When built, Pennsylvania Plaza promises to be the finest addition to our city and skyline since the PSFS Building (George Howe and William Lescaze, 1929-1935), the revolutionary and iconic banking tower at 12th and Market streets that wrote the book on the relationship between modernism and urbanism. But One Pennsylvania Plaza does not aspire to be PSFS. Rather, it takes its cues from New York's venerable Rockefeller Center in Manhattan (Raymond Hood, 1932-1940), and the result is a project that is very much more than the sum total of its parts.

Planned for the edge of Penn Center, Philadelphia's tepid imitation of Rockefeller Center, the smart people of Liberty Property Trusts through the clever and talented hands of architect Robert A. M. Stern and landscape architect Laurie Olin have crafted a building so finely conceived and so seamlessly integrated into the urban fabric that at first glance you wonder what all the fuss is about. Behind the tailored, Saville Row-quality of its Kasota stone exterior skin (the same golden-hued limestone used at the Philadelphia Museum of Art), this dapper piece of urbanism strikes all the right chords.

At the street level, the tower is set back from JFK Boulevard behind a generous half-acre public plaza. An elegant outdoor room for meeting, eating and people watching, the plaza softens the transition from the street to the main tower entrance at its northern edge with the use of bosques of flowering trees, a fountain and granite planters. In a dexterous urban sleight of hand, the architects have sited a 17-story office tower to the west of the plaza that complements the height and massing of the Suburban Square building directly across 17th Street to the east -- just one of several intentional design moves that extends the reach of the building beyond its site boundaries.
Private parking is politely provided underground along with a revitalized concourse-level connection to the commuter trains beneath Suburban Station -- proving above all that this project is as much about being a good civic citizen as it is about the economics of class-A office design. The redesigned concourse will house retail and a state-of-the-art food court and will be connected by a grand interior staircase to a 110-foot-high winter garden lobby in the larger tower. Like the eagle and the Grand Court at Wanamaker's, the good folks at Liberty Property are creating civic spaces that will become part of Philadelphia's public realm. Without question, we will meet at Pennsylvania Plaza.

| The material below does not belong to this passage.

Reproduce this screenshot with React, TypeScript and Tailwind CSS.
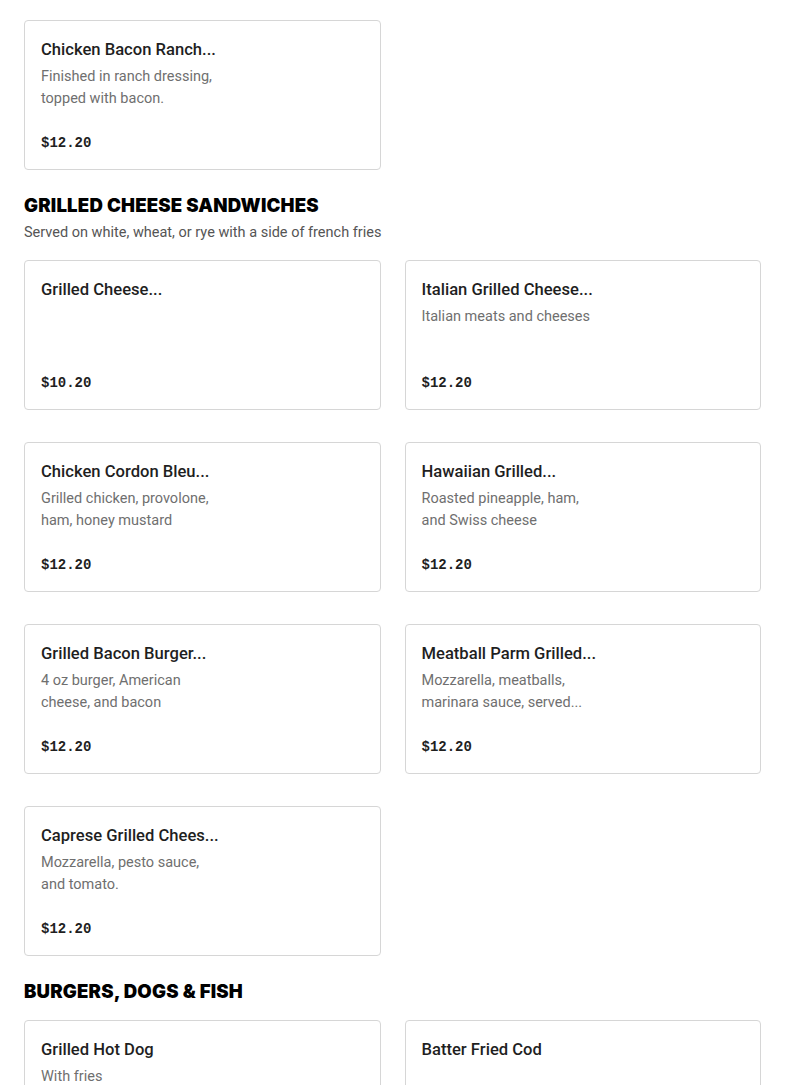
import React from "react";

type Item = { title: string; desc: string[]; price: string };

const Card = ({ item }: { item: Item }) => (
  <div className="flex h-[150px] flex-col rounded-[4px] border border-[#d6d6d6] bg-white px-4 pt-[17px] pb-4">
    <div className="text-[16.6px] font-medium leading-6 text-[#1f1f1f] [font-family:Roboto,sans-serif]">{item.title}</div>
    <div className="mt-1 text-[14.5px] leading-[22px] text-[#6f6f6f] [font-family:Roboto,sans-serif]">
      {item.desc.map((d, i) => (
        <div key={i}>{d}</div>
      ))}
    </div>
    <div className="mt-auto text-[14px] font-bold leading-5 text-[#1f1f1f] [font-family:'Liberation_Mono',monospace]">{item.price}</div>
  </div>
);

const Grid = ({ items }: { items: Item[] }) => (
  <div className="grid grid-cols-2 gap-x-6 gap-y-8">
    {items.map((it, i) => (
      <Card key={i} item={it} />
    ))}
  </div>
);

const Heading = ({ children }: { children: React.ReactNode }) => (
  <h2 className="text-[18.6px] font-black leading-7 tracking-[0.01em] text-black [font-family:Inter,sans-serif]">{children}</h2>
);

export default function App() {
  const first: Item[] = [
    { title: "Chicken Bacon Ranch...", desc: ["Finished in ranch dressing,", "topped with bacon."], price: "$12.20" },
  ];
  const grilled: Item[] = [
    { title: "Grilled Cheese...", desc: [], price: "$10.20" },
    { title: "Italian Grilled Cheese...", desc: ["Italian meats and cheeses"], price: "$12.20" },
    { title: "Chicken Cordon Bleu...", desc: ["Grilled chicken, provolone,", "ham, honey mustard"], price: "$12.20" },
    { title: "Hawaiian Grilled...", desc: ["Roasted pineapple, ham,", "and Swiss cheese"], price: "$12.20" },
    { title: "Grilled Bacon Burger...", desc: ["4 oz burger, American", "cheese, and bacon"], price: "$12.20" },
    { title: "Meatball Parm Grilled...", desc: ["Mozzarella, meatballs,", "marinara sauce, served..."], price: "$12.20" },
    { title: "Caprese Grilled Chees...", desc: ["Mozzarella, pesto sauce,", "and tomato."], price: "$12.20" },
  ];
  const burgers: Item[] = [
    { title: "Grilled Hot Dog", desc: ["With fries"], price: "$8.20" },
    { title: "Batter Fried Cod", desc: [], price: "$12.20" },
  ];
  return (
    <div className="h-[1085px] overflow-hidden bg-white px-6 pt-5">
      <Grid items={first} />
      <div className="mt-[21px]">
        <Heading>GRILLED CHEESE SANDWICHES</Heading>
        <p className="mt-[3px] text-[14.5px] leading-[22px] text-[#555] [font-family:Roboto,sans-serif]">
          Served on white, wheat, or rye with a side of french fries
        </p>
      </div>
      <div className="mt-[16px]">
        <Grid items={grilled} />
      </div>
      <div className="mt-[21px]">
        <Heading>BURGERS, DOGS &amp; FISH</Heading>
      </div>
      <div className="mt-[15px]">
        <Grid items={burgers} />
      </div>
    </div>
  );
}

Above the lobby the tower quietly soars, for this is not a corporate icon. And indeed, Liberty has designed the building floor plates for maximum utility and flexibility, intending to attract a variety of prestigious tenants, without being custom designed for one signature client. With advanced communication capabilities, multiple atria, efficient and environmentally sensitive air handling systems and state-of-the-art security, One Pennsylvania Plaza incorporates the most advanced technologies in a building at the forefront of environmental design. And in response to the terror attacks on the World Trade Center in New York, oversized emergency exits are enclosed in a continuous concrete core that is 40 inches thick at the base level.

Liberty Property Trust is once again daring Philadelphia to be great. The company that in the 1980s defied the unwritten height limit of Billy Penn's hat -- unleashing a flurry of buildings that artfully scrape the sky, reinvigorating our urban identity -- now offers us a building of excellence that will quietly brush the clouds as it urges us onward. For this is a building that believes in Philadelphia's future as much as it is proud of our past.

With a nod to the Philadelphia Museum of Art in both its color and its abstracted classicism, One Pennsylvania Plaza grasps the significance of our rightful place in the history of American civic design while maintaining a keen eye toward the future. This is a building to be proud of. Would that the myriad tall buildings currently being built and planned for the city -- buildings that lumber on elevated and exposed parking decks -- take a cue from Liberty's play book. For if Liberty Property Trust is like the Yankees of the development world, with One Pennsylvania Plaza they are poised to once again sweep the series.


DAG Forum essays do not represent the opinion of the DAG Steering Committee, rather those of the individual authors, who seek to broaden our perspective of critical issues that require thoughtful responses.